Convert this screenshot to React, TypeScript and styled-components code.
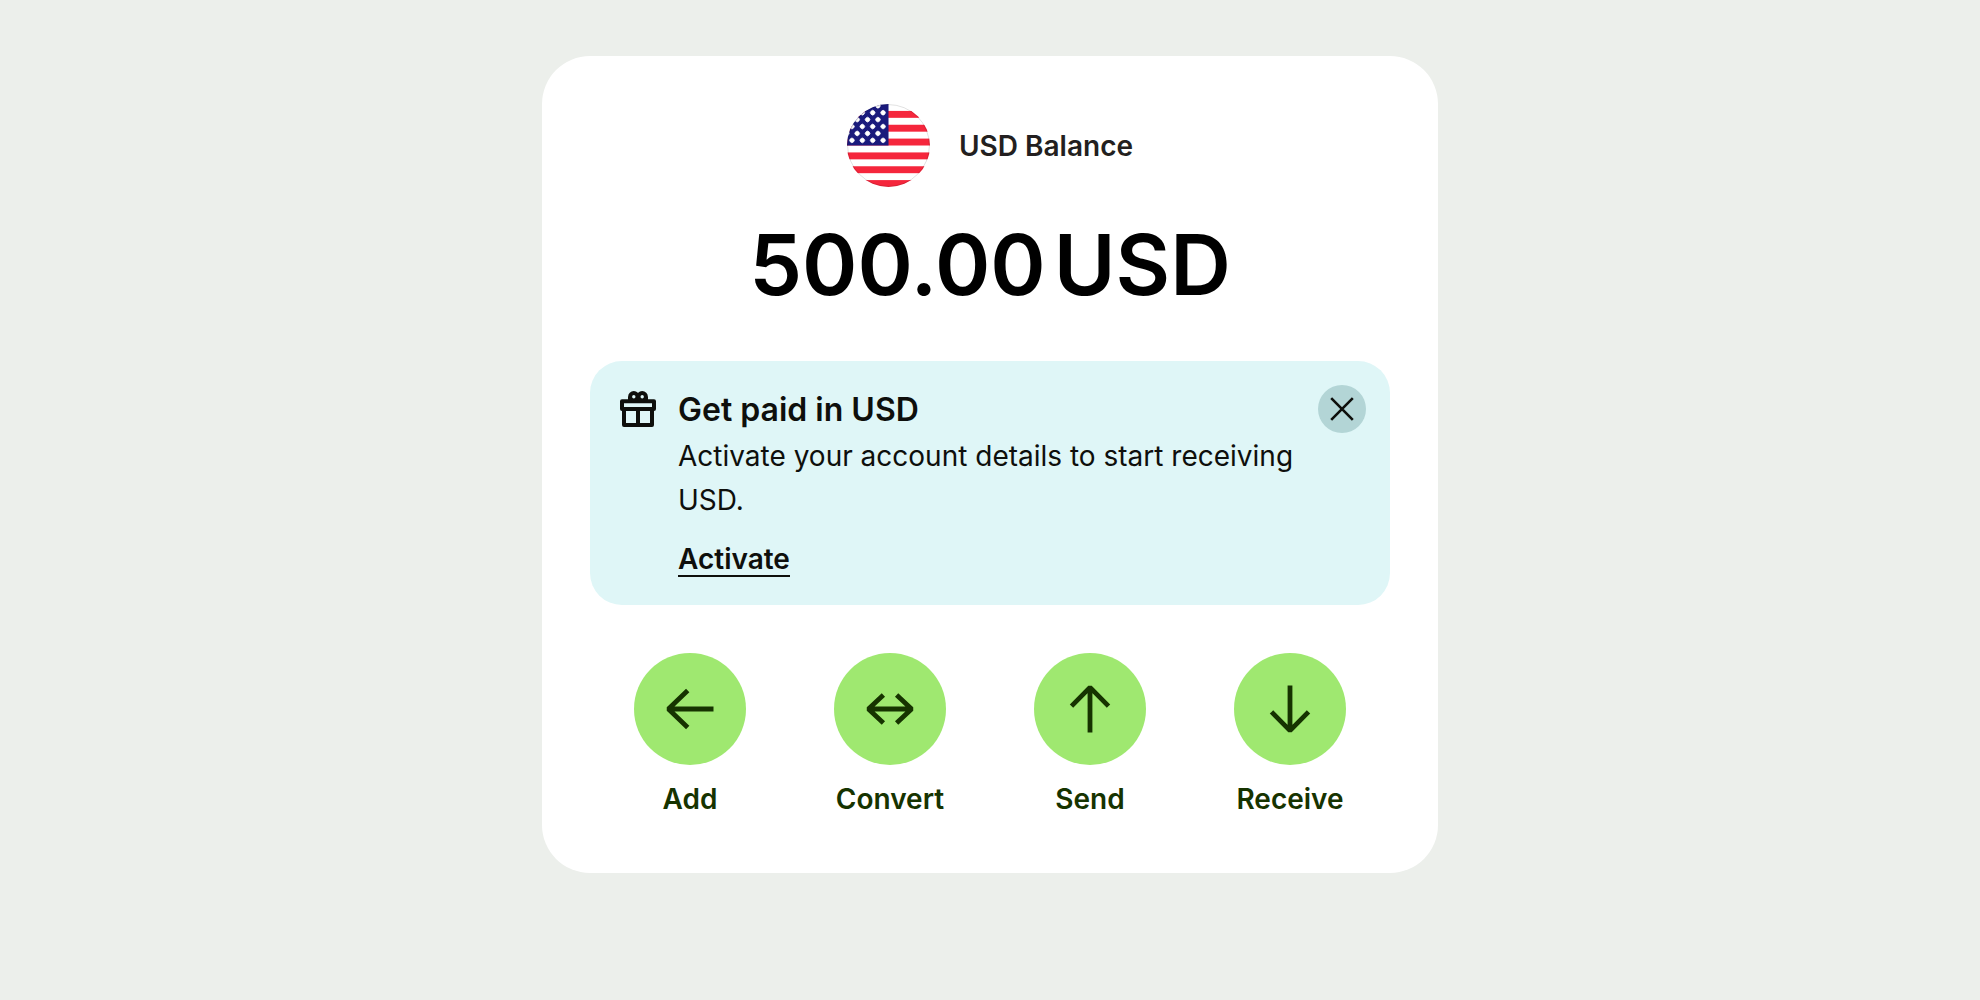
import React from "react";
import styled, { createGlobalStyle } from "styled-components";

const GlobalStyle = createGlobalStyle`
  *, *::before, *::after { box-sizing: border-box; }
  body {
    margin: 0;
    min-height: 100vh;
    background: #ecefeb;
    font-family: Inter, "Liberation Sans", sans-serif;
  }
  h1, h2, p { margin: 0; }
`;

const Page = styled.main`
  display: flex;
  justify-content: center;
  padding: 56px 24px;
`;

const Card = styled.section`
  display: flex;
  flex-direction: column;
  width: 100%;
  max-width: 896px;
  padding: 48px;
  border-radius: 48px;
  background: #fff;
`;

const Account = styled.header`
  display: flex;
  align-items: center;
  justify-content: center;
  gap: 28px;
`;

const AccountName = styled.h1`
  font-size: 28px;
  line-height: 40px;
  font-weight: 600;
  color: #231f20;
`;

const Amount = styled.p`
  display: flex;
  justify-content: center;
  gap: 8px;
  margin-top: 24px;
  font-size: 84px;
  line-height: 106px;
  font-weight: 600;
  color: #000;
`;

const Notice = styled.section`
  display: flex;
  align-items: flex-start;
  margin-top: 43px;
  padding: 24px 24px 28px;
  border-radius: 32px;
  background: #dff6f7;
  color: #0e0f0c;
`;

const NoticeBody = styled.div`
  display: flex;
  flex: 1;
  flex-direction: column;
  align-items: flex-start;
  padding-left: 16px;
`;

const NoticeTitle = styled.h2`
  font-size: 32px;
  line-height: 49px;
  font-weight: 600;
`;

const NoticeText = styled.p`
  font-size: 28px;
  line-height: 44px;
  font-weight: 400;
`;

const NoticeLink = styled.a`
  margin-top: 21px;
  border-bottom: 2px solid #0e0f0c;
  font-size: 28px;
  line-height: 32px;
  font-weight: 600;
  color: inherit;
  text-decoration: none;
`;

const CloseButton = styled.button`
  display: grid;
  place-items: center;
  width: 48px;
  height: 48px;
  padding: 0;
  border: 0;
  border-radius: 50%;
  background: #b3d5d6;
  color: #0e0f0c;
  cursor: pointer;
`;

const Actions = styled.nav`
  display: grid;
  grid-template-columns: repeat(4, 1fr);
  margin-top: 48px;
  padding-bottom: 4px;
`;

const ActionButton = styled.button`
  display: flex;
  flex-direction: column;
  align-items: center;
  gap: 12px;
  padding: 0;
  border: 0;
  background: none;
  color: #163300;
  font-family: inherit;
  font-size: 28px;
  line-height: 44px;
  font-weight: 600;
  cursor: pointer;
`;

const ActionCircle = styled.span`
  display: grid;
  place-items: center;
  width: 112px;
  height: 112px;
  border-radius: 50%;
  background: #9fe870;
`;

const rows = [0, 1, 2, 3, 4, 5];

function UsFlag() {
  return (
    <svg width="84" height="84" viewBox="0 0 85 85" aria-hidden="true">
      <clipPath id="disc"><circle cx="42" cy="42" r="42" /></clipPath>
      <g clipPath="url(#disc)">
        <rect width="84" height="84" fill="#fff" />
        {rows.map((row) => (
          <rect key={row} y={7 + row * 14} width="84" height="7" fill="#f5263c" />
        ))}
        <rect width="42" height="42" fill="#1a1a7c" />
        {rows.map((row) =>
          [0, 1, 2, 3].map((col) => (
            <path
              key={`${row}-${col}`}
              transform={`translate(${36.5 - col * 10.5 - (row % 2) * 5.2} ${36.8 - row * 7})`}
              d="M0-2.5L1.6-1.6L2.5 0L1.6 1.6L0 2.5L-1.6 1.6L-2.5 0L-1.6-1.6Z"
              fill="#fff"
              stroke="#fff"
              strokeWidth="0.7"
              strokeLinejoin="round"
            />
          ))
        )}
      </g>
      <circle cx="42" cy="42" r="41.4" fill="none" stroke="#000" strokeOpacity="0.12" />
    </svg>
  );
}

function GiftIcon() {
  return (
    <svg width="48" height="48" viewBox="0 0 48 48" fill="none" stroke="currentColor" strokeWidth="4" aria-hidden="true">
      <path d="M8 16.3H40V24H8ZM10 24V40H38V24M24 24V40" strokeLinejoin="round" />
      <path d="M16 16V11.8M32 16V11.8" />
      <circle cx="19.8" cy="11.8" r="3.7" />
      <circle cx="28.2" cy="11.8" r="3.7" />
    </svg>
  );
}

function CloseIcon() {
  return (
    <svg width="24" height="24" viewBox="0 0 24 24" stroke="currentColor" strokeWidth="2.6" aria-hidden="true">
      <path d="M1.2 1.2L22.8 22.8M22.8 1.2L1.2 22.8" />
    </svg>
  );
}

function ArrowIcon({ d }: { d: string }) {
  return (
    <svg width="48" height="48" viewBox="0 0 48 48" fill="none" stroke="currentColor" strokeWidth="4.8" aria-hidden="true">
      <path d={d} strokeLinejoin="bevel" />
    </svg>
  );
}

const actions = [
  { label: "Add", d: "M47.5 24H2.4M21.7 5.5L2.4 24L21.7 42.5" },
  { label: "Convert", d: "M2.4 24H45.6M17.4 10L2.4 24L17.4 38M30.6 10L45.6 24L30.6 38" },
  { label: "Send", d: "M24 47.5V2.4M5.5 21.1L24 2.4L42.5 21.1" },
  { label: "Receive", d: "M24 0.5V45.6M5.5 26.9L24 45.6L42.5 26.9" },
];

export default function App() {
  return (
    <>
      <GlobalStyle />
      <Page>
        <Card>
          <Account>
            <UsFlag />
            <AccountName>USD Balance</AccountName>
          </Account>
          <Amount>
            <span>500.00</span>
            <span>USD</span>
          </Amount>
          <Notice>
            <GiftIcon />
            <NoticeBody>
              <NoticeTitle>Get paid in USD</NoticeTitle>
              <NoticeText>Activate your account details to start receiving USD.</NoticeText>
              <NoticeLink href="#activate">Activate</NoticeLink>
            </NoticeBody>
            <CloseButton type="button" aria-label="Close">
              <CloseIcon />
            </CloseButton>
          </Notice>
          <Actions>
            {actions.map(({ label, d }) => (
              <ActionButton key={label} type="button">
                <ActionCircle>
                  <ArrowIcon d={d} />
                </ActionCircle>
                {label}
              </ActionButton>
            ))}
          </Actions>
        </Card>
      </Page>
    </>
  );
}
_ _ _
= Task brief =
Each line of the data should be quoted exactly, with pictures left out.

= Answer to this problem =
Convert this screenshot to React, TypeScript and styled-components code.
import React from "react";
import styled, { createGlobalStyle } from "styled-components";

const GlobalStyle = createGlobalStyle`
  *, *::before, *::after { box-sizing: border-box; }
  body {
    margin: 0;
    min-height: 100vh;
    background: #ecefeb;
    font-family: Inter, "Liberation Sans", sans-serif;
  }
  h1, h2, p { margin: 0; }
`;

const Page = styled.main`
  display: flex;
  justify-content: center;
  padding: 56px 24px;
`;

const Card = styled.section`
  display: flex;
  flex-direction: column;
  width: 100%;
  max-width: 896px;
  padding: 48px;
  border-radius: 48px;
  background: #fff;
`;

const Account = styled.header`
  display: flex;
  align-items: center;
  justify-content: center;
  gap: 28px;
`;

const AccountName = styled.h1`
  font-size: 28px;
  line-height: 40px;
  font-weight: 600;
  color: #231f20;
`;

const Amount = styled.p`
  display: flex;
  justify-content: center;
  gap: 8px;
  margin-top: 24px;
  font-size: 84px;
  line-height: 106px;
  font-weight: 600;
  color: #000;
`;

const Notice = styled.section`
  display: flex;
  align-items: flex-start;
  margin-top: 43px;
  padding: 24px 24px 28px;
  border-radius: 32px;
  background: #dff6f7;
  color: #0e0f0c;
`;

const NoticeBody = styled.div`
  display: flex;
  flex: 1;
  flex-direction: column;
  align-items: flex-start;
  padding-left: 16px;
`;

const NoticeTitle = styled.h2`
  font-size: 32px;
  line-height: 49px;
  font-weight: 600;
`;

const NoticeText = styled.p`
  font-size: 28px;
  line-height: 44px;
  font-weight: 400;
`;

const NoticeLink = styled.a`
  margin-top: 21px;
  border-bottom: 2px solid #0e0f0c;
  font-size: 28px;
  line-height: 32px;
  font-weight: 600;
  color: inherit;
  text-decoration: none;
`;

const CloseButton = styled.button`
  display: grid;
  place-items: center;
  width: 48px;
  height: 48px;
  padding: 0;
  border: 0;
  border-radius: 50%;
  background: #b3d5d6;
  color: #0e0f0c;
  cursor: pointer;
`;

const Actions = styled.nav`
  display: grid;
  grid-template-columns: repeat(4, 1fr);
  margin-top: 48px;
  padding-bottom: 4px;
`;

const ActionButton = styled.button`
  display: flex;
  flex-direction: column;
  align-items: center;
  gap: 12px;
  padding: 0;
  border: 0;
  background: none;
  color: #163300;
  font-family: inherit;
  font-size: 28px;
  line-height: 44px;
  font-weight: 600;
  cursor: pointer;
`;

const ActionCircle = styled.span`
  display: grid;
  place-items: center;
  width: 112px;
  height: 112px;
  border-radius: 50%;
  background: #9fe870;
`;

const rows = [0, 1, 2, 3, 4, 5];

function UsFlag() {
  return (
    <svg width="84" height="84" viewBox="0 0 85 85" aria-hidden="true">
      <clipPath id="disc"><circle cx="42" cy="42" r="42" /></clipPath>
      <g clipPath="url(#disc)">
        <rect width="84" height="84" fill="#fff" />
        {rows.map((row) => (
          <rect key={row} y={7 + row * 14} width="84" height="7" fill="#f5263c" />
        ))}
        <rect width="42" height="42" fill="#1a1a7c" />
        {rows.map((row) =>
          [0, 1, 2, 3].map((col) => (
            <path
              key={`${row}-${col}`}
              transform={`translate(${36.5 - col * 10.5 - (row % 2) * 5.2} ${36.8 - row * 7})`}
              d="M0-2.5L1.6-1.6L2.5 0L1.6 1.6L0 2.5L-1.6 1.6L-2.5 0L-1.6-1.6Z"
              fill="#fff"
              stroke="#fff"
              strokeWidth="0.7"
              strokeLinejoin="round"
            />
          ))
        )}
      </g>
      <circle cx="42" cy="42" r="41.4" fill="none" stroke="#000" strokeOpacity="0.12" />
    </svg>
  );
}

function GiftIcon() {
  return (
    <svg width="48" height="48" viewBox="0 0 48 48" fill="none" stroke="currentColor" strokeWidth="4" aria-hidden="true">
      <path d="M8 16.3H40V24H8ZM10 24V40H38V24M24 24V40" strokeLinejoin="round" />
      <path d="M16 16V11.8M32 16V11.8" />
      <circle cx="19.8" cy="11.8" r="3.7" />
      <circle cx="28.2" cy="11.8" r="3.7" />
    </svg>
  );
}

function CloseIcon() {
  return (
    <svg width="24" height="24" viewBox="0 0 24 24" stroke="currentColor" strokeWidth="2.6" aria-hidden="true">
      <path d="M1.2 1.2L22.8 22.8M22.8 1.2L1.2 22.8" />
    </svg>
  );
}

function ArrowIcon({ d }: { d: string }) {
  return (
    <svg width="48" height="48" viewBox="0 0 48 48" fill="none" stroke="currentColor" strokeWidth="4.8" aria-hidden="true">
      <path d={d} strokeLinejoin="bevel" />
    </svg>
  );
}

const actions = [
  { label: "Add", d: "M47.5 24H2.4M21.7 5.5L2.4 24L21.7 42.5" },
  { label: "Convert", d: "M2.4 24H45.6M17.4 10L2.4 24L17.4 38M30.6 10L45.6 24L30.6 38" },
  { label: "Send", d: "M24 47.5V2.4M5.5 21.1L24 2.4L42.5 21.1" },
  { label: "Receive", d: "M24 0.5V45.6M5.5 26.9L24 45.6L42.5 26.9" },
];

export default function App() {
  return (
    <>
      <GlobalStyle />
      <Page>
        <Card>
          <Account>
            <UsFlag />
            <AccountName>USD Balance</AccountName>
          </Account>
          <Amount>
            <span>500.00</span>
            <span>USD</span>
          </Amount>
          <Notice>
            <GiftIcon />
            <NoticeBody>
              <NoticeTitle>Get paid in USD</NoticeTitle>
              <NoticeText>Activate your account details to start receiving USD.</NoticeText>
              <NoticeLink href="#activate">Activate</NoticeLink>
            </NoticeBody>
            <CloseButton type="button" aria-label="Close">
              <CloseIcon />
            </CloseButton>
          </Notice>
          <Actions>
            {actions.map(({ label, d }) => (
              <ActionButton key={label} type="button">
                <ActionCircle>
                  <ArrowIcon d={d} />
                </ActionCircle>
                {label}
              </ActionButton>
            ))}
          </Actions>
        </Card>
      </Page>
    </>
  );
}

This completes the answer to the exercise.